Avant que l'un ne devienne la dernière coqueluche de Marvel, passant de Doctor Stange à Thanos et prochainement Silver Surfer, et que le second soit la dernière trouvaille d'Images Comics, Donny Cates et Daniel Warren Johnson avaient lancé il y a cinq ans une œuvre commune, The Ghost Fleet, au sein de Dark Horse.
Une maxi-série ambitieuse de douze épisodes mais dont l'échec commercial se solda rapidement par la réduction à 8 numéros dont les trois derniers ne furent lisibles uniquement en ligne. Le temps faisant son affaire, et la carrière des deux auteurs décollant rapidement par la suite, l'intégrale pointe alors le bout de son nez des deux cotés de l'atlantique. Bonne nouvelle pour un titre qui n'a rien de l'œuvre de jeunesse, mais affirme dors et déjà les qualités des deux bonhommes. En premier lieu l'énergie débordante dont peut faire preuve le dessinateur d'Extremity, usant de son trait fiévreux, tendu, pour nourrir des planches explosives, bouillonnantes et constamment portées par un mouvement rarement ralentis. Un style particulier, loin du réalisme soignée et propre du tout venant des comics, mais qui ici se prête à merveille à la série B délirante imaginée avec Donny Cates (Rednecks) qui annonçait alors déjà le regard débridé de God Country.
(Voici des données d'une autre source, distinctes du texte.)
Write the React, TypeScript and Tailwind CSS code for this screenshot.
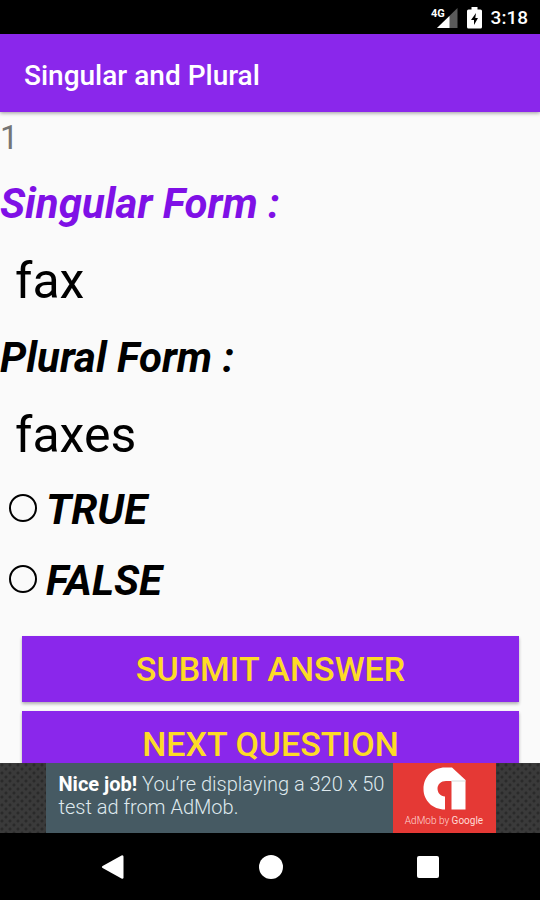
import { useState } from "react";

const answers = ["TRUE", "FALSE"];

function StatusBar() {
  return (
    <div className="flex h-[34px] shrink-0 items-center justify-end bg-black pt-0.5 pr-3 text-white">
      <svg className="mr-[9px] h-[22px] w-[28px]" viewBox="0 0 28 22" aria-label="4G signal">
        <path d="M7 21L27.500 1V21Z" fill="#5a5a5a" />
        <path d="M7 21L19.500 9V21Z" fill="#fff" />
        <text x="1" y="10" fontSize="11" fontWeight="700" fill="#fff" stroke="#000" strokeWidth="2" paintOrder="stroke" fontFamily="Roboto, sans-serif">4G</text>
      </svg>
      <svg className="mr-[9px] h-[22px] w-[15px]" viewBox="0 0 15 22" aria-label="Battery charging">
        <path d="M4.500 0h6v2.500h3a1.500 1.500 0 0 1 1.500 1.500v16a1.500 1.500 0 0 1-1.500 1.500h-12a1.500 1.500 0 0 1-1.500-1.500V4a1.500 1.500 0 0 1 1.500-1.500h3z" fill="#fff" />
        <path d="M9 6L4 13h3v5L11 11H8.300z" fill="#000" />
      </svg>
      <span className="text-[19px] font-medium">3:18</span>
    </div>
  );
}

function AdBanner() {
  return (
    <aside className="flex h-[70px] shrink-0 justify-center bg-[#3a3a3a] bg-[radial-gradient(circle_at_2px_2px,#2a2a2a_1px,transparent_2px),radial-gradient(circle_at_6px_6px,#2a2a2a_1px,transparent_2px)] bg-size-[8px_8px] pl-px">
      <a href="#ad" className="flex w-[450px]">
        <p className="flex-1 bg-[#465a63] pt-[10px] pl-[13px] text-[20px] leading-[23px] font-light whitespace-nowrap text-[#dfe9ee]">
          <b className="font-bold text-white">Nice job!</b> You’re displaying a 320 x 50
          <br />
          test ad from AdMob.
        </p>
        <div className="flex w-[103px] flex-col items-center bg-[#e53935] pt-1">
          <svg className="h-[43px] w-[43px]" viewBox="0 0 43 43" aria-hidden="true">
            <path d="M29 0.500L42.500 13V42.500H28.500V14H23C18 14 14.500 17.500 14.500 21.500C14.500 26 17.500 29 22 29.500V42.500C9.500 42.500 0.500 33.500 0.500 22C0.500 9.500 10 0.500 22 0.500Z" fill="#fff" />
            <path d="M28.500 14H42.500" stroke="#d5dcdc" strokeWidth="1" />
          </svg>
          <span className="mt-1 text-[10px] leading-[14px] font-light whitespace-nowrap text-[#ffd9d6]">
            AdMob by <span className="font-normal">Google</span>
          </span>
        </div>
      </a>
    </aside>
  );
}

function NavBar() {
  return (
    <nav className="flex h-[67px] shrink-0 items-center justify-around bg-black px-[34px]">
      <button aria-label="Back" className="p-3">
        <svg className="h-6 w-6" viewBox="0 0 24 24" fill="#fff">
          <path d="M1.600 11L20.500 0.400Q22.500 -0.300 22.500 1.800V22.200Q22.500 24.300 20.500 23.600L1.600 13Q0.200 12 1.600 11Z" />
        </svg>
      </button>
      <button aria-label="Home" className="p-3">
        <span className="block h-6 w-6 rounded-full bg-white" />
      </button>
      <button aria-label="Recent apps" className="p-3">
        <span className="block h-[22px] w-[22px] rounded-[2px] bg-white" />
      </button>
    </nav>
  );
}

function App() {
  const [answer, setAnswer] = useState("");

  return (
    <div className="flex h-screen flex-col bg-[#fafafa] font-[Roboto,sans-serif] text-black">
      <StatusBar />
      <header className="z-10 flex h-[78px] shrink-0 items-center bg-[#8a27eb] px-6 pt-[6px] shadow-[0_1px_4px_rgba(0,0,0,0.4)]">
        <h1 className="text-[28px] font-medium text-white">Singular and Plural</h1>
      </header>

      <main className="min-h-0 flex-1 overflow-hidden pt-px">
        <p className="mb-[10px] text-[33px] leading-[50px] text-[#757575]">1</p>
        <h2 className="text-[42px] leading-[62px] font-bold text-[#7f10e6] italic">Singular Form :</h2>
        <p className="pl-[15px] text-[50px] leading-[92px]">fax</p>
        <h2 className="text-[42px] leading-[62px] font-bold italic">Plural Form :</h2>
        <p className="pl-[15px] text-[50px] leading-[92px]">faxes</p>

        <div className="mb-[25px] flex flex-col gap-[11px]">
          {answers.map((item) => (
            <label key={item} className="flex h-[60px] items-center gap-[9px] pl-[9px] text-[42px] leading-[58px] font-bold italic first:-mt-px">
              <input
                type="radio"
                name="answer"
                value={item}
                checked={answer === item}
                onChange={() => setAnswer(item)}
                className="mb-1 h-7 w-7 appearance-none rounded-full border-2 border-black checked:bg-[#8a27eb]"
              />
              {item}
            </label>
          ))}
        </div>

        <div className="flex flex-col gap-[9px] pr-[21px] pl-[22px] text-[34px] font-medium text-[#fddb27]">
          <button className="h-[66px] bg-[#8a27eb] shadow-[0_2px_3px_rgba(0,0,0,0.3)]">SUBMIT ANSWER</button>
          <button className="h-[66px] bg-[#8a27eb] shadow-[0_2px_3px_rgba(0,0,0,0.3)]">NEXT QUESTION</button>
        </div>
      </main>

      <AdBanner />
      <NavBar />
    </div>
  );
}

export default App;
S'appuyant sur concept initial déjà relativement corsé (la fameuse armada fantôme, sorte de légende urbaine américaine) qu'il imaginait porté au cinéma par un réalisateur de la trempe de John Carpenter, le scénariste ne se contente pas d'orchestrer un Duel ou un Runaway Train en bande-dessiné. Il embraille dès la fin du premier segment vers une trame bien plus tordue, entre récit de vengeance digne d'un western, actionner bourrin où s'invite un fantastique là encore particulièrement bisseux et direct-to-video horrifique aux lisière de la parodie. Des références foutraques, qui cohabitent pourtant à la perfection, emportées par une dimension cinégénique qui rappelle à nouveau la passion des deux créateurs pour la saga Mad Max. Terriblement spectaculaire, immensément décomplexé, absolument décoiffant, The Ghost Fleet aurait pu finir dans le mur, en particulier avec cette conclusion précipitée et forcée qui accumule les twists et les sorties de route volontaires, mais Cates et Johnson gardent la main, sacrifiant malheureusement la seule figure féminine (vivante !), mais développent avec intelligence les deux buddy plus ou moins ennemis (Invasion Los Angeles n'est pas loin) et les transforment en sauveur du monde.... Qui manquent leur cible et plongent la planète dans les cercles infernaux ! Un album qui ne se prend jamais au sérieux mais offre un divertissement qui dérape à 300 à l'heure. Construit comme un meddley d'idées qui arrivent dans tous les sens, et qui repartent dans le même état, The Ghost Fleet se dote d'une identité très particulière, celle d'une œuvre juvénile, mais déjà maitrisée, où l'effervescence semble être le maitre mot. Carrément foufou, carrément le pied.